Reconnu comme le plus important rassemblement d’art urbain en Amérique du Nord, le Festival international d’art public MURAL et sa portée grand public remettent en question la signification de l’art de rue, traditionnellement réputé pour être marginal et perturbateur.

La 4e édition de MURAL s’est déroulée du 9 au 19 juin dans les rues avoisinant le boulevard Saint-Laurent et a invité les artistes des paysages local et international à y produire des murales sous les yeux du public. La particularité de cet évènement d’art urbain, c’est qu’il est non seulement légal, mais financé par les fonds publics. Cette année, le ministre des Affaires municipales et de l’Occupation du territoire et ministre responsable de la région de Montréal, Martin Coiteux, a annoncé l’attribution d’une aide financière de 50 000 $ pour la réalisation de l’évènement.

Pour la street artist Zola, les festivals légaux comme MURAL ont des conséquences sur l’art urbain qui sont visibles avec le temps.
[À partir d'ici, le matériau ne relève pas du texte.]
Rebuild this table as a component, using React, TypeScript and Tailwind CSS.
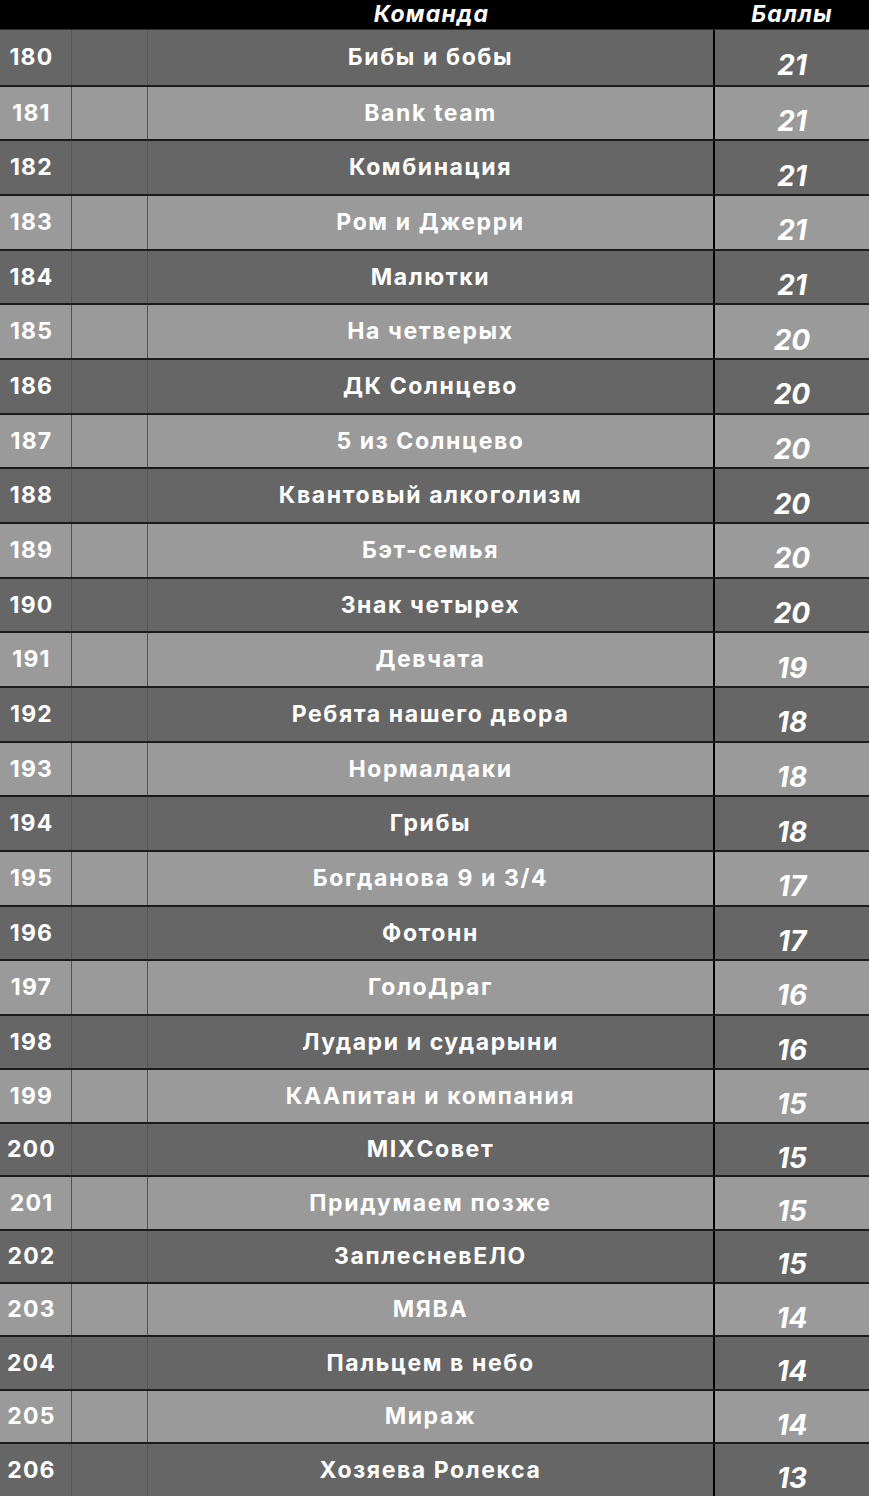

Les personnes invitées à y participer concentrent leur énergie sur les œuvres commandées et délaissent l’esprit de la rue. «La diversité de la “scène” du street art illégal à Montréal n’en souffre pas nécessairement parce qu’il y a un roulement, mais ça change beaucoup les dynamiques» fait-elle valoir.  Selon elle, beaucoup d’artistes cherchent principalement à attirer l’attention des organisateurs de ces évènements afin d’y être invités. Zola avait d’ailleurs décliné une invitation pour participer à MURAL il y a deux ans.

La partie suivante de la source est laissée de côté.